Come out of her, my people. This invitation is given to the people of God yet in captivity, lest by remaining they should be involved in her destruction. As God once had a captive people in the old Mesopotamian Babylon, so he has a people in the spiritual Babylon. Ever since the Reformation began his voice has called on them to come out of her. Nor can it be doubted that he has many true and earnest worshipers still who have found enough of Christ in the mazes of the Papacy to have given him their hearts. The condemnation of the great spiritual despotism is not a declaration that all whom she has enslaved are the children of the devil.
Her sins have reached unto heaven. They call therefore for God's remembrance of her iniquities in judgments.
Reward her even as she has rewarded you. This is addressed to those who have meted out her judgments. The divine principle of judgments is that every one shall be rewarded according to his works. What they sow, that shall they reap. This power shall have returned upon it in double portion what it has meted out to others.

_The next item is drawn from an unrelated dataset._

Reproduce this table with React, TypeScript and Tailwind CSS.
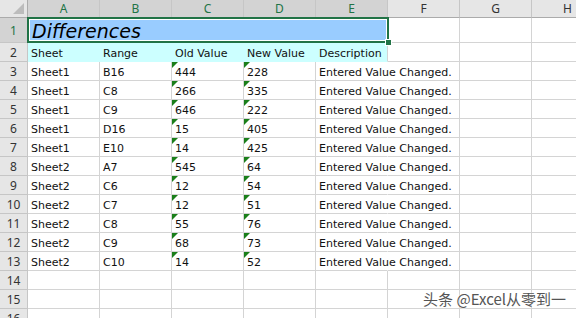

I sit as a queen. This verse describes her former pride. Compare Isaiah 47:8-9.
Therefore shall her plagues come. Notwithstanding her pride and exultation.
Burned with fire. See Isaiah 17:16. When an ancient city was taken and destroyed it was burned with fire.

And I heard another voice - Of Christ, whose people, secretly scattered even there, are warned of her approaching destruction. That ye be not partakers of her sins - That is, of the fruits of them. What a remarkable providence it was that the Revelation was printed in the midst of Spain, in the great Polyglot Bible, before the Reformation! Else how much easier had it been for the Papists to reject the whole book, than it is to evade these striking parts of it.